From the entries below, reproduce exactly the lines from the one with "What React, TypeScript" through the one with "import React from 'react';", both included, without images.

Data provided -

========================================================================

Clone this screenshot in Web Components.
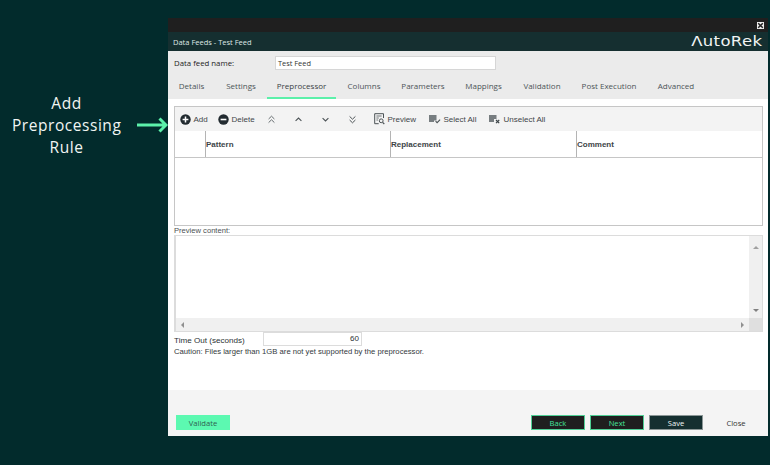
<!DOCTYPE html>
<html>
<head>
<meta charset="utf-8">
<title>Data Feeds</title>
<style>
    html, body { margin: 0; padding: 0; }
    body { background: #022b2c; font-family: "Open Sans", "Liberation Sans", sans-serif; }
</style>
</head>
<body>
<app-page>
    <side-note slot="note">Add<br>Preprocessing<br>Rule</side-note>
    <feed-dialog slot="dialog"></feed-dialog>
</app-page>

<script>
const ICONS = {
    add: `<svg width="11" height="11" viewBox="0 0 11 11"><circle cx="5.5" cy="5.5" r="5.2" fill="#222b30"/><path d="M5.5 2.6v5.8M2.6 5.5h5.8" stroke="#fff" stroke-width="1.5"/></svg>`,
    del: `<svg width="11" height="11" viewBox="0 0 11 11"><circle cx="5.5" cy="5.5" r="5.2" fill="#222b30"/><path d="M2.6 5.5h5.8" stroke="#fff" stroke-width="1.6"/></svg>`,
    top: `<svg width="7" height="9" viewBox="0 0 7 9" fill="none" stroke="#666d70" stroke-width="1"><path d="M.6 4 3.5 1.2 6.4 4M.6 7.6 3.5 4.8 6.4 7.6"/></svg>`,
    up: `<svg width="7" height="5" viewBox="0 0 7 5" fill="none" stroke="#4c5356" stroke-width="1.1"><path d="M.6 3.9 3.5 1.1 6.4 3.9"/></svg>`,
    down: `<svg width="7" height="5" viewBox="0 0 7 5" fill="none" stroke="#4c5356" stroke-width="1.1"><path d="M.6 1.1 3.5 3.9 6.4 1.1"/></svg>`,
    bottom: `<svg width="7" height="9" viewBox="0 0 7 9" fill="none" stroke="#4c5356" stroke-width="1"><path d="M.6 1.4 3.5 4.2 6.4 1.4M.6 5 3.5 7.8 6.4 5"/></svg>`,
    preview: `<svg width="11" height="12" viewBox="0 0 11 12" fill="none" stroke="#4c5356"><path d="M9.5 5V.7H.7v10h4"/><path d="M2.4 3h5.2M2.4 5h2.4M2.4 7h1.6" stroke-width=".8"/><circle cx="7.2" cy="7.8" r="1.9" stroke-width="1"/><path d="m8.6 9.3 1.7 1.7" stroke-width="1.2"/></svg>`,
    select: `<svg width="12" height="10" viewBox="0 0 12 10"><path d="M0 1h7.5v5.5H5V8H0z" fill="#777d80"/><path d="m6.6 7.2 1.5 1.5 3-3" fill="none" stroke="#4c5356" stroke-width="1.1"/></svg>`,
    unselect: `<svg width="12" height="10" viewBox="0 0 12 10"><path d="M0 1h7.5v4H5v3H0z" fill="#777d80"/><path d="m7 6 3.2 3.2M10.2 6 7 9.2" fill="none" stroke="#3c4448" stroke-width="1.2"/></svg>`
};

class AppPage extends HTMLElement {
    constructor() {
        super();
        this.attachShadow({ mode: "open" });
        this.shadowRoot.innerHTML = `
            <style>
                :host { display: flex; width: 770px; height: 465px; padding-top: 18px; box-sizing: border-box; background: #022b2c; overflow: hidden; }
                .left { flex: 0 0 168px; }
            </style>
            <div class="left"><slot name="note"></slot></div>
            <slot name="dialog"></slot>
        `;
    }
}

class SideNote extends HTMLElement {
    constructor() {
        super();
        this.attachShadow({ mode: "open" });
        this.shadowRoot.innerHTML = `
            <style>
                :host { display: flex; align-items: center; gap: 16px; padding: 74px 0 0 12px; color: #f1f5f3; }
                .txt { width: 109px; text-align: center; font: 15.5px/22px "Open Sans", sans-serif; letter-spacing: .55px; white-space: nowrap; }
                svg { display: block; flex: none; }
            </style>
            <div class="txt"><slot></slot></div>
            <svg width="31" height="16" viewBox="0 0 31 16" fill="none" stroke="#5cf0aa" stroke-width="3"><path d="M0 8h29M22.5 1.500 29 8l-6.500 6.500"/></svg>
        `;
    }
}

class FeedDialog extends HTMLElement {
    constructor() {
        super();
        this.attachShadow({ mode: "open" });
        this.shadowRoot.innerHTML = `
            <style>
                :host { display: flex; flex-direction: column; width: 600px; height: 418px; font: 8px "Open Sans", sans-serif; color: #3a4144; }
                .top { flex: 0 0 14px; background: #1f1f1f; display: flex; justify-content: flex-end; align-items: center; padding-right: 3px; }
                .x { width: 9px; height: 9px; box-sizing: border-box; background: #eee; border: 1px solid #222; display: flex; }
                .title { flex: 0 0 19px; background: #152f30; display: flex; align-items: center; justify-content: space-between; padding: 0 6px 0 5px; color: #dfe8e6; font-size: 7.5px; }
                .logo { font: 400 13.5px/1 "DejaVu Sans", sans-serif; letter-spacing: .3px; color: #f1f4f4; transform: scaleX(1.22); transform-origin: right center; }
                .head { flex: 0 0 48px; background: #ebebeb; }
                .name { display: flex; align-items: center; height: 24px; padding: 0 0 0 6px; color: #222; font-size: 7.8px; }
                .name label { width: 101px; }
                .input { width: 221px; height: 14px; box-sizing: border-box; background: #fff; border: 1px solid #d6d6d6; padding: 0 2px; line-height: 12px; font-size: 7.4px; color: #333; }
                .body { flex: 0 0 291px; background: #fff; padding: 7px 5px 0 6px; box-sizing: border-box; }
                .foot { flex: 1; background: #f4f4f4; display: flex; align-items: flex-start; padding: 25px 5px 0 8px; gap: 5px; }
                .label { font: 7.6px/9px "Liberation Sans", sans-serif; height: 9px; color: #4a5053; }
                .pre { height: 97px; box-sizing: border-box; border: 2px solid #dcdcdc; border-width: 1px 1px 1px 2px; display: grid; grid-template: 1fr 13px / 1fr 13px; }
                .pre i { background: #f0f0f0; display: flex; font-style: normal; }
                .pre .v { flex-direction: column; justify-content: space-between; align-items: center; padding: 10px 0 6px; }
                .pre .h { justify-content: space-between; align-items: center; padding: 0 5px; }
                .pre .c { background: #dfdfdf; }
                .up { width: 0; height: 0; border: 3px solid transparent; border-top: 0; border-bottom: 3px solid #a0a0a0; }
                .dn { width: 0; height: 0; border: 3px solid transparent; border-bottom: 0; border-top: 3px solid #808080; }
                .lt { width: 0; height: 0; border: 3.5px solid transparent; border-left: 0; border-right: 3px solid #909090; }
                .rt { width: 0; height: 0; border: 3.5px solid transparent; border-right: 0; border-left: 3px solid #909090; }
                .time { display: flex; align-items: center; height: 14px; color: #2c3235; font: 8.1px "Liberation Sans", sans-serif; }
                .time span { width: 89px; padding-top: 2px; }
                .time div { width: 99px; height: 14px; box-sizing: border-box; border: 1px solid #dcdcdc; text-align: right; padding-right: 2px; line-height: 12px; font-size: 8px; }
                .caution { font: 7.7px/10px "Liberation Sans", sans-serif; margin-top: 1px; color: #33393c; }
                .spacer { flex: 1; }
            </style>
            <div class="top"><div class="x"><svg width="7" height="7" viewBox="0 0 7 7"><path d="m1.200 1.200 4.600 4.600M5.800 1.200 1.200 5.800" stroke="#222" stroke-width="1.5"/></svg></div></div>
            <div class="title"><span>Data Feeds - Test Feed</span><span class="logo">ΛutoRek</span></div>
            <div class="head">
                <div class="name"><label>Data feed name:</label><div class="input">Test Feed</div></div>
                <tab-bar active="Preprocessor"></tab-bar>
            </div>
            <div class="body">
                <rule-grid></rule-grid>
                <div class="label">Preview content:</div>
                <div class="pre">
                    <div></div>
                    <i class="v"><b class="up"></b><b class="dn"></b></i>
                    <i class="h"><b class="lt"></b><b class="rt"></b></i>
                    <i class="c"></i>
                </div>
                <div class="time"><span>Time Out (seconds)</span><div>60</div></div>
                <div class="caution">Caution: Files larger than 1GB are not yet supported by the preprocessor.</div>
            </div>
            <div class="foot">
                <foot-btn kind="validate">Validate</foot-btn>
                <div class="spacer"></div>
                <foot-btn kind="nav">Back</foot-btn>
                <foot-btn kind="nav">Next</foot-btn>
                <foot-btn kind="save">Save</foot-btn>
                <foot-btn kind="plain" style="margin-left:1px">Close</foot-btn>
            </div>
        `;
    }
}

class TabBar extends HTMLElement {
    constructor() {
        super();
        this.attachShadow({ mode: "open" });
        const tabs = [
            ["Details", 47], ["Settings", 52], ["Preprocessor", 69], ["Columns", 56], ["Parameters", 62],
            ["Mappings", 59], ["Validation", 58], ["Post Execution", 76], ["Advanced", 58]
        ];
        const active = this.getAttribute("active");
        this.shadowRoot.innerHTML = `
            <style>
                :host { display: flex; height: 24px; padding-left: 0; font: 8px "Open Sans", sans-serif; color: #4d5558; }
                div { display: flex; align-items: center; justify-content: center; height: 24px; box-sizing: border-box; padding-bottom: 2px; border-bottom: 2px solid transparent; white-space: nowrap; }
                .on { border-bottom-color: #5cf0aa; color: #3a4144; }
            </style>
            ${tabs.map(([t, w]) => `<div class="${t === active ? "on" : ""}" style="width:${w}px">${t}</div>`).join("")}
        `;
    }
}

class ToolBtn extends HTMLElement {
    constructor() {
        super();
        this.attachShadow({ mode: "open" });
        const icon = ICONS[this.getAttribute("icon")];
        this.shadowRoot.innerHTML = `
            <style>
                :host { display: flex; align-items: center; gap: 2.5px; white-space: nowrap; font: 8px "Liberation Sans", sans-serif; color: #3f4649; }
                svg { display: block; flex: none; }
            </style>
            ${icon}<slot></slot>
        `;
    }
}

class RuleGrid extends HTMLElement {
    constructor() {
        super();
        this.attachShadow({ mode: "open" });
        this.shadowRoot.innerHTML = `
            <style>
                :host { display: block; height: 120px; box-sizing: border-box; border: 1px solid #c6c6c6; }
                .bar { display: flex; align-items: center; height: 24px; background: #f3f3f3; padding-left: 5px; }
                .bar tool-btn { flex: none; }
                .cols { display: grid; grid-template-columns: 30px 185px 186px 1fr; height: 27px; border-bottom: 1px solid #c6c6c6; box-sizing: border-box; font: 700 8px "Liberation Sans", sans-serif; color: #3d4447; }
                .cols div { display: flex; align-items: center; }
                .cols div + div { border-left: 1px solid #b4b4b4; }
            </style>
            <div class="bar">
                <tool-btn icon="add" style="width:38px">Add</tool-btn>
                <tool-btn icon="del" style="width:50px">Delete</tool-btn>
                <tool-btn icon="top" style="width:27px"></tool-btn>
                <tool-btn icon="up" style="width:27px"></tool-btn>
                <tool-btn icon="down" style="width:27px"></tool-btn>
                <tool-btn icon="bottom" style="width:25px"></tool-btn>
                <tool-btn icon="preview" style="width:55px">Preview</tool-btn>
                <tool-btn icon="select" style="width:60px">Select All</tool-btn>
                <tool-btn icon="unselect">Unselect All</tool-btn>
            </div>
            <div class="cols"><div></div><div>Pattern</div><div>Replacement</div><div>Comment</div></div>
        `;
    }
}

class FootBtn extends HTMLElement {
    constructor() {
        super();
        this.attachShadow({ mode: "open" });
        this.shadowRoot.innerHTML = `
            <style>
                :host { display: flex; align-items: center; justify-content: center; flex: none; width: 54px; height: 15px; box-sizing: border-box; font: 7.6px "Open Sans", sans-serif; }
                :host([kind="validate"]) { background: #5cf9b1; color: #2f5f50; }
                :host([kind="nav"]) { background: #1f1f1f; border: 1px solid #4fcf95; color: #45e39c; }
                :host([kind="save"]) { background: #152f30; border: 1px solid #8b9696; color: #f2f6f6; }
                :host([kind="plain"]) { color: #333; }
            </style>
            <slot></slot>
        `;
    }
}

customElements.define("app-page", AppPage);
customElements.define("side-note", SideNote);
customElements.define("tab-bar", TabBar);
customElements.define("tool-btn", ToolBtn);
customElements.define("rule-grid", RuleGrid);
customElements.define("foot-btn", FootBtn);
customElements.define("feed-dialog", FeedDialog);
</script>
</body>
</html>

========================================================================

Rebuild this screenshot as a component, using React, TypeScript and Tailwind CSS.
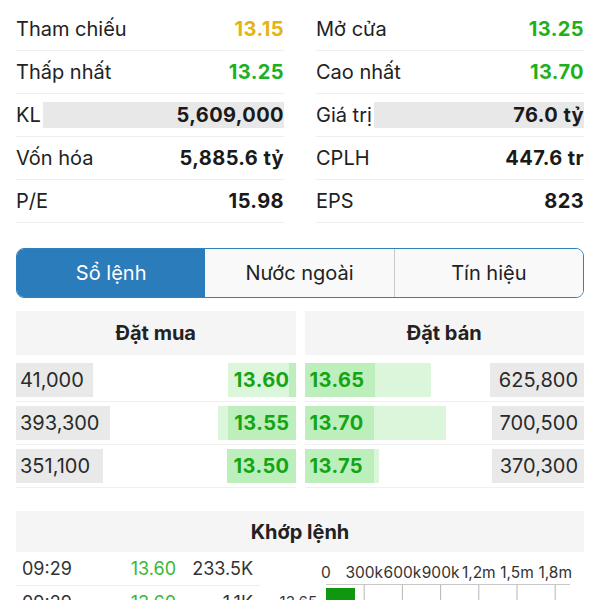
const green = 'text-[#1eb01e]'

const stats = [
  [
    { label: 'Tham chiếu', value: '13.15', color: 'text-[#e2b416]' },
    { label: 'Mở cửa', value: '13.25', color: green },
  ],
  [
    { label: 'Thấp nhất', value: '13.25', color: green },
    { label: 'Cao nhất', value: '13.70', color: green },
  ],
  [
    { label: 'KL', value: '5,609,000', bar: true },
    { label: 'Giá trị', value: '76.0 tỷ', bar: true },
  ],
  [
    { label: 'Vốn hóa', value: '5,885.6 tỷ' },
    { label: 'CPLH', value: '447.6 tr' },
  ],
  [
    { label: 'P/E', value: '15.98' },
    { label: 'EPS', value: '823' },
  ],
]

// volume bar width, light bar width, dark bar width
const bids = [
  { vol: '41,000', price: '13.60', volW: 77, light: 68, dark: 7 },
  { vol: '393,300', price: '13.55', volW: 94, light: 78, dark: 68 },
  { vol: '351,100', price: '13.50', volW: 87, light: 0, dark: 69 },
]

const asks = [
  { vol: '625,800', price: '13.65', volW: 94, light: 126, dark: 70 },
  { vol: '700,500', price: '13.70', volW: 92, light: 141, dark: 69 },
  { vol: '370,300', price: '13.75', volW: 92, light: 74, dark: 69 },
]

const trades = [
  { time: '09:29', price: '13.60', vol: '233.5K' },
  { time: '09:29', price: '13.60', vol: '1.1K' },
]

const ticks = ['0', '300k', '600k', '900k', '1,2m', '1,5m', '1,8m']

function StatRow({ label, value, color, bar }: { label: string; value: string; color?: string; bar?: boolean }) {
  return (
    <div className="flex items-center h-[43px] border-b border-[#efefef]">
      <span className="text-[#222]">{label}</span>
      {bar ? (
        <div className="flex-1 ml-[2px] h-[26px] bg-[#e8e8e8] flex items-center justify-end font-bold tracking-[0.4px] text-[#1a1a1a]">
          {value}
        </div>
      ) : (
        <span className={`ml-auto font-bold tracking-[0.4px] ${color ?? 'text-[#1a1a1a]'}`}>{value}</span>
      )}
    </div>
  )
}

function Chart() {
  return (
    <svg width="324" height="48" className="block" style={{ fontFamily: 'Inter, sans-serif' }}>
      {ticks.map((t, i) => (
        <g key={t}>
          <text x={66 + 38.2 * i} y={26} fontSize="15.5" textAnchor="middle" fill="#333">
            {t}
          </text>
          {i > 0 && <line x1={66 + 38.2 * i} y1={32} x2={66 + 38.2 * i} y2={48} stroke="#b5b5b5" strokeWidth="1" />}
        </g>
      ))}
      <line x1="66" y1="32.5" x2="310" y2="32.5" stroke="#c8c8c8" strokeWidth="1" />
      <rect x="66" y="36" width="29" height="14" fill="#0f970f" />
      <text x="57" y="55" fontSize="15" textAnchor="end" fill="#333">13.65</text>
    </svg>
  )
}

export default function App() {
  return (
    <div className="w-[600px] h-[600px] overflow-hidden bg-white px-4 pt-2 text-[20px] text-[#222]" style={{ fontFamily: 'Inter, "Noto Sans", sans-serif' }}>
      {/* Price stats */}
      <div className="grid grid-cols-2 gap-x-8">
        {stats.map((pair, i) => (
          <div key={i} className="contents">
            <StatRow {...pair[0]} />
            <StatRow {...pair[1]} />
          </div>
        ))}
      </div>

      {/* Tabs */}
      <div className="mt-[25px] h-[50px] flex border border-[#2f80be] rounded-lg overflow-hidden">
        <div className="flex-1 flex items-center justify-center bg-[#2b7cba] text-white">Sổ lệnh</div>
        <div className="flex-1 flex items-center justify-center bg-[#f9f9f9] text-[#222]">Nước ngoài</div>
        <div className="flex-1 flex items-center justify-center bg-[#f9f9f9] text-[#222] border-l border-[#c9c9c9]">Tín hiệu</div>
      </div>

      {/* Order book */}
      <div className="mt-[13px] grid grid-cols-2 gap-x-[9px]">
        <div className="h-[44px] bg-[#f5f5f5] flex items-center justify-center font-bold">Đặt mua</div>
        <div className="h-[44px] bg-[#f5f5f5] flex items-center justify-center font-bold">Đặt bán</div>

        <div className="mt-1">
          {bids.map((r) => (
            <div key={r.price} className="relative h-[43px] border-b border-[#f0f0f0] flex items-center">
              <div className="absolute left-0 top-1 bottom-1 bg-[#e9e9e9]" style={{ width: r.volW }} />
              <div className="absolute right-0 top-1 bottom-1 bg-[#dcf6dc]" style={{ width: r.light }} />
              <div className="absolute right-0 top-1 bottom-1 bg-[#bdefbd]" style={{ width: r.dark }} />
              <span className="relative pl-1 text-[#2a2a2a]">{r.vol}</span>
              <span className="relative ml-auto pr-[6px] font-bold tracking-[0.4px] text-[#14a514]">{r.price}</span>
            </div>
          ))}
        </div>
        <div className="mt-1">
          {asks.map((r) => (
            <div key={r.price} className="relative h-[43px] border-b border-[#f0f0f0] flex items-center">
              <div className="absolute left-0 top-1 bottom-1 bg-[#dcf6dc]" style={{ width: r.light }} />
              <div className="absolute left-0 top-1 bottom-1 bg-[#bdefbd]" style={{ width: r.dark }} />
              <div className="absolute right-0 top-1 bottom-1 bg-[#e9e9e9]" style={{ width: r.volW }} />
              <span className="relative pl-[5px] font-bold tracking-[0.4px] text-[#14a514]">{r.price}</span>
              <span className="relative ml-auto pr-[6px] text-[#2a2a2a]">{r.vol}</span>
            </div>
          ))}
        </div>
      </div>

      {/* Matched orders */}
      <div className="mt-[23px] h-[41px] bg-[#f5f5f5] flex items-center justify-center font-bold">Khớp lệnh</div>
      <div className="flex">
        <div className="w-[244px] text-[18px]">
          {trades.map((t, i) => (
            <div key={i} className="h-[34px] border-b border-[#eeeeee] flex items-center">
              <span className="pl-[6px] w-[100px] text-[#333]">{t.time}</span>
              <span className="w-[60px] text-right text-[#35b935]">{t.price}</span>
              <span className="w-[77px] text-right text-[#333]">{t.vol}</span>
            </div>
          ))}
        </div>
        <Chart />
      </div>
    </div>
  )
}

========================================================================

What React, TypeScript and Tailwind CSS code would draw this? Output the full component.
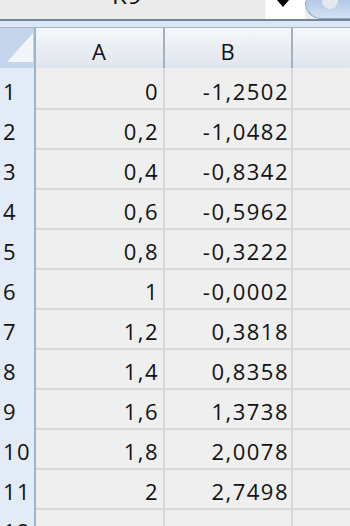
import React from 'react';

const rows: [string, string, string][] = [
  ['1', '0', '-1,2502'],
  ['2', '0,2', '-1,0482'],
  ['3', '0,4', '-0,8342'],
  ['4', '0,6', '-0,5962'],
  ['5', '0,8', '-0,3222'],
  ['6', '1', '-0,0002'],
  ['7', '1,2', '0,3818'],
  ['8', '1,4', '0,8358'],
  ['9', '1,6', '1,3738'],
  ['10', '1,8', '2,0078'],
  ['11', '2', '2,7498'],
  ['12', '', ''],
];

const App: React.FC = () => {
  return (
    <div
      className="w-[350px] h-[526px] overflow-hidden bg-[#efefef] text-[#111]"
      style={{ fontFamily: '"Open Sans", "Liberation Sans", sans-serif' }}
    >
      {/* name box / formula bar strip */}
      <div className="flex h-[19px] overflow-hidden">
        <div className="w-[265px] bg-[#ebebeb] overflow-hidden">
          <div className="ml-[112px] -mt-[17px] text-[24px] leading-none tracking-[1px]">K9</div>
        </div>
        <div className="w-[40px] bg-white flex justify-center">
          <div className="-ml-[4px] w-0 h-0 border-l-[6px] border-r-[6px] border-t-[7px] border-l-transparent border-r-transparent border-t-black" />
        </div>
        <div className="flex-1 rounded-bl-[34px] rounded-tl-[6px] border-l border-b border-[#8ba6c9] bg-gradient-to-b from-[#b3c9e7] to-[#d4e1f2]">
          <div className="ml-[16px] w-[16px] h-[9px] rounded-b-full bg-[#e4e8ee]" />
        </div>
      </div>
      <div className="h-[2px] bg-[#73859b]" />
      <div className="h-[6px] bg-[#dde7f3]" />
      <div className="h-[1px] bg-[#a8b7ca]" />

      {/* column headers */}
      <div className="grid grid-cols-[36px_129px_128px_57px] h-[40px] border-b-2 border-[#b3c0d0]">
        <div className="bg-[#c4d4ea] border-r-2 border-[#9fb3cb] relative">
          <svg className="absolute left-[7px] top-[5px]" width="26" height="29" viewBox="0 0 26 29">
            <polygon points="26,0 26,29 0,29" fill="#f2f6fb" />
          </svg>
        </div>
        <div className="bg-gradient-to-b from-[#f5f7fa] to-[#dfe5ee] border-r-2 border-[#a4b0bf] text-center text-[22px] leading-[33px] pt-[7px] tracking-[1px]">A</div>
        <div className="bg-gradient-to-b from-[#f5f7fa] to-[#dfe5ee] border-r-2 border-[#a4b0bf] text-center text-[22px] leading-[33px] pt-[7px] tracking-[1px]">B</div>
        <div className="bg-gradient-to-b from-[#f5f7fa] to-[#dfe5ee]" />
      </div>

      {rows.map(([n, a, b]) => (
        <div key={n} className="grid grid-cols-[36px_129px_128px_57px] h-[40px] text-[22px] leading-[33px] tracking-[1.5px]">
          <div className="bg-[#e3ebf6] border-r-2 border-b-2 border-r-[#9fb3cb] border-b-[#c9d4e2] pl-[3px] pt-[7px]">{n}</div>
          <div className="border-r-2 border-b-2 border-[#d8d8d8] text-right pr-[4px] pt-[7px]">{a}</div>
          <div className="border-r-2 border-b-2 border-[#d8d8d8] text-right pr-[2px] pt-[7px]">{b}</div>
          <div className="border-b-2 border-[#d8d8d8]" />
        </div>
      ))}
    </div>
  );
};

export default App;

========================================================================

Correct answer -
What React, TypeScript and Tailwind CSS code would draw this? Output the full component.
import React from 'react';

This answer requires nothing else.